• **The task**
Output all the data exactly. Pictures do not belong in the copy.

• **Information supplied**
** Begin **

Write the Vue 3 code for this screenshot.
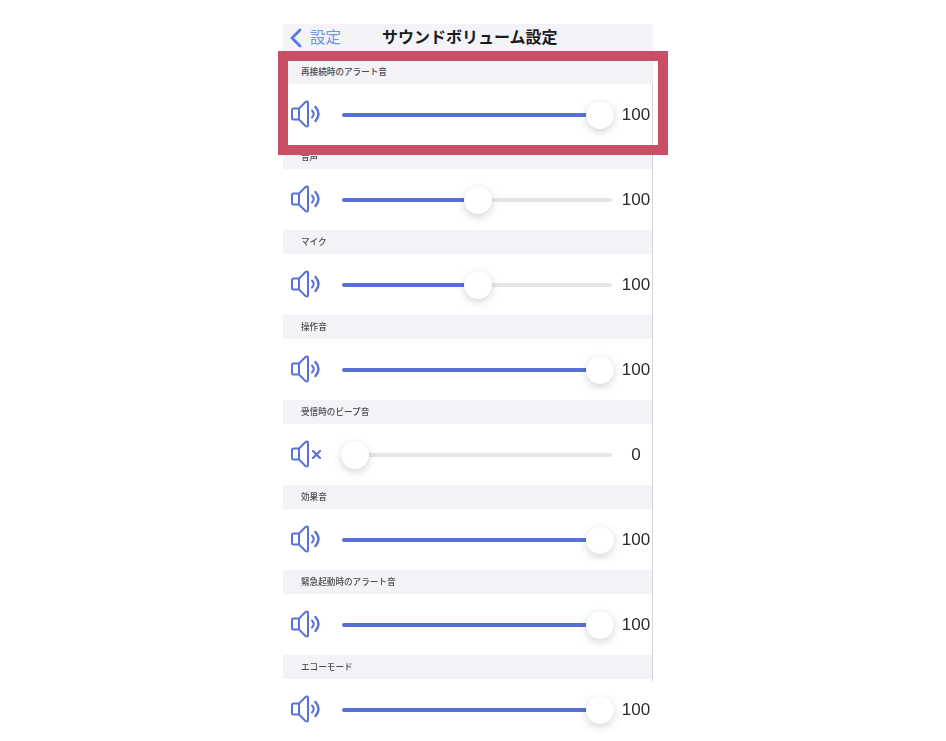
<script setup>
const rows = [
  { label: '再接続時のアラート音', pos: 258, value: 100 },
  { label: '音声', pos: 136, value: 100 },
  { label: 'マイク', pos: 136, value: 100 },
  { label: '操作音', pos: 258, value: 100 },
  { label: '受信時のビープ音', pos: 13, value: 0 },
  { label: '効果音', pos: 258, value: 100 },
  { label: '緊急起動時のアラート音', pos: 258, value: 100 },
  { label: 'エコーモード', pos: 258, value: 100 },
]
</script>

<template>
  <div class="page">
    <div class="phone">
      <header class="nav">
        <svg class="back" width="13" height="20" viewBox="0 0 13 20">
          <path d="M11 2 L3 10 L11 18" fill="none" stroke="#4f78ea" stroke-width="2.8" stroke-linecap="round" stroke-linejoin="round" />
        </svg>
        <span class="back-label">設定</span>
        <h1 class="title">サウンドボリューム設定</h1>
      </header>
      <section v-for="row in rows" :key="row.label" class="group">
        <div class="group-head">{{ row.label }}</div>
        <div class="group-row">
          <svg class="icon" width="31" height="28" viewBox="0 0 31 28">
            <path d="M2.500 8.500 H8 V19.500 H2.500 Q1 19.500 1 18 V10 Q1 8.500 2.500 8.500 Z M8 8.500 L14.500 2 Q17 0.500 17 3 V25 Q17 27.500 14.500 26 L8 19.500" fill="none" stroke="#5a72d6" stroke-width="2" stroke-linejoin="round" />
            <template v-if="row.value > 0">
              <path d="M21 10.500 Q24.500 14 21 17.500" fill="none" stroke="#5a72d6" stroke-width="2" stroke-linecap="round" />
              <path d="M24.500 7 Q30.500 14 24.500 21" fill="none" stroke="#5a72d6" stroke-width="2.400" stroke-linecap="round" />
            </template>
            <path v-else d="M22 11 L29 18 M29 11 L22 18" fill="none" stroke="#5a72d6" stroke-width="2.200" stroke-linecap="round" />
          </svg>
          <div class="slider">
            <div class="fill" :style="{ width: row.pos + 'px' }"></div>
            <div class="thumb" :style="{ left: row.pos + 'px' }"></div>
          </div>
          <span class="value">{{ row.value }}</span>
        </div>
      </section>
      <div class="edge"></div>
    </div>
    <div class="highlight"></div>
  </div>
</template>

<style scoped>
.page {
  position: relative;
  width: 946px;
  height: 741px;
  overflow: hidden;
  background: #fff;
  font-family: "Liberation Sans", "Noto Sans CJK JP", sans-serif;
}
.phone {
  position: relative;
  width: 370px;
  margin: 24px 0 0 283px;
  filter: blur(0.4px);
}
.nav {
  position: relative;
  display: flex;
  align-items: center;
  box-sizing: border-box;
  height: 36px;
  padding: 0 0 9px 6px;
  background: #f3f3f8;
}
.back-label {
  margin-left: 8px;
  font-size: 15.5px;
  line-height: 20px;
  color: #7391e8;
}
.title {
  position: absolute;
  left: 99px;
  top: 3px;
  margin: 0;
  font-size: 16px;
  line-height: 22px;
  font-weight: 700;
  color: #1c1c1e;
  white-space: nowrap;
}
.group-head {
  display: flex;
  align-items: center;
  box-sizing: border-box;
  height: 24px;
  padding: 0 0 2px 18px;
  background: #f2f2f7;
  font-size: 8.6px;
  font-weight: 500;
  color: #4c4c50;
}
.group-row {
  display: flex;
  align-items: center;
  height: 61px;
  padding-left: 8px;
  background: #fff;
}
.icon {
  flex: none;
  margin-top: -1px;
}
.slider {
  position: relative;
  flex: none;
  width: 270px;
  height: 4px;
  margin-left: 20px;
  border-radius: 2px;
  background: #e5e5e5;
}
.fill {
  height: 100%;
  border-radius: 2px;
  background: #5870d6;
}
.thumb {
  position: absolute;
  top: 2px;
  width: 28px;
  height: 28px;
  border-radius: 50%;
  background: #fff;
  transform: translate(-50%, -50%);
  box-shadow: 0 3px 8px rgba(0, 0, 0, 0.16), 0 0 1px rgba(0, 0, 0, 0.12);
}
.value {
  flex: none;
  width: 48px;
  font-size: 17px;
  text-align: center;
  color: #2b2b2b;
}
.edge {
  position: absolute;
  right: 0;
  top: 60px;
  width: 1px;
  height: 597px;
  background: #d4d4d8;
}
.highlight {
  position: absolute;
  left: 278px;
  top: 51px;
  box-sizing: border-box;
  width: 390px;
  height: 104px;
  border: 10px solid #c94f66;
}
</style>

** End **

• **Correct answer**
Write the Vue 3 code for this screenshot.
<script setup>
const rows = [
  { label: '再接続時のアラート音', pos: 258, value: 100 },
  { label: '音声', pos: 136, value: 100 },
  { label: 'マイク', pos: 136, value: 100 },
  { label: '操作音', pos: 258, value: 100 },
  { label: '受信時のビープ音', pos: 13, value: 0 },
  { label: '効果音', pos: 258, value: 100 },
  { label: '緊急起動時のアラート音', pos: 258, value: 100 },
  { label: 'エコーモード', pos: 258, value: 100 },
]
</script>

<template>
  <div class="page">
    <div class="phone">
      <header class="nav">
        <svg class="back" width="13" height="20" viewBox="0 0 13 20">
          <path d="M11 2 L3 10 L11 18" fill="none" stroke="#4f78ea" stroke-width="2.8" stroke-linecap="round" stroke-linejoin="round" />
        </svg>
        <span class="back-label">設定</span>
        <h1 class="title">サウンドボリューム設定</h1>
      </header>
      <section v-for="row in rows" :key="row.label" class="group">
        <div class="group-head">{{ row.label }}</div>
        <div class="group-row">
          <svg class="icon" width="31" height="28" viewBox="0 0 31 28">
            <path d="M2.500 8.500 H8 V19.500 H2.500 Q1 19.500 1 18 V10 Q1 8.500 2.500 8.500 Z M8 8.500 L14.500 2 Q17 0.500 17 3 V25 Q17 27.500 14.500 26 L8 19.500" fill="none" stroke="#5a72d6" stroke-width="2" stroke-linejoin="round" />
            <template v-if="row.value > 0">
              <path d="M21 10.500 Q24.500 14 21 17.500" fill="none" stroke="#5a72d6" stroke-width="2" stroke-linecap="round" />
              <path d="M24.500 7 Q30.500 14 24.500 21" fill="none" stroke="#5a72d6" stroke-width="2.400" stroke-linecap="round" />
            </template>
            <path v-else d="M22 11 L29 18 M29 11 L22 18" fill="none" stroke="#5a72d6" stroke-width="2.200" stroke-linecap="round" />
          </svg>
          <div class="slider">
            <div class="fill" :style="{ width: row.pos + 'px' }"></div>
            <div class="thumb" :style="{ left: row.pos + 'px' }"></div>
          </div>
          <span class="value">{{ row.value }}</span>
        </div>
      </section>
      <div class="edge"></div>
    </div>
    <div class="highlight"></div>
  </div>
</template>

<style scoped>
.page {
  position: relative;
  width: 946px;
  height: 741px;
  overflow: hidden;
  background: #fff;
  font-family: "Liberation Sans", "Noto Sans CJK JP", sans-serif;
}
.phone {
  position: relative;
  width: 370px;
  margin: 24px 0 0 283px;
  filter: blur(0.4px);
}
.nav {
  position: relative;
  display: flex;
  align-items: center;
  box-sizing: border-box;
  height: 36px;
  padding: 0 0 9px 6px;
  background: #f3f3f8;
}
.back-label {
  margin-left: 8px;
  font-size: 15.5px;
  line-height: 20px;
  color: #7391e8;
}
.title {
  position: absolute;
  left: 99px;
  top: 3px;
  margin: 0;
  font-size: 16px;
  line-height: 22px;
  font-weight: 700;
  color: #1c1c1e;
  white-space: nowrap;
}
.group-head {
  display: flex;
  align-items: center;
  box-sizing: border-box;
  height: 24px;
  padding: 0 0 2px 18px;
  background: #f2f2f7;
  font-size: 8.6px;
  font-weight: 500;
  color: #4c4c50;
}
.group-row {
  display: flex;
  align-items: center;
  height: 61px;
  padding-left: 8px;
  background: #fff;
}
.icon {
  flex: none;
  margin-top: -1px;
}
.slider {
  position: relative;
  flex: none;
  width: 270px;
  height: 4px;
  margin-left: 20px;
  border-radius: 2px;
  background: #e5e5e5;
}
.fill {
  height: 100%;
  border-radius: 2px;
  background: #5870d6;
}
.thumb {
  position: absolute;
  top: 2px;
  width: 28px;
  height: 28px;
  border-radius: 50%;
  background: #fff;
  transform: translate(-50%, -50%);
  box-shadow: 0 3px 8px rgba(0, 0, 0, 0.16), 0 0 1px rgba(0, 0, 0, 0.12);
}
.value {
  flex: none;
  width: 48px;
  font-size: 17px;
  text-align: center;
  color: #2b2b2b;
}
.edge {
  position: absolute;
  right: 0;
  top: 60px;
  width: 1px;
  height: 597px;
  background: #d4d4d8;
}
.highlight {
  position: absolute;
  left: 278px;
  top: 51px;
  box-sizing: border-box;
  width: 390px;
  height: 104px;
  border: 10px solid #c94f66;
}
</style>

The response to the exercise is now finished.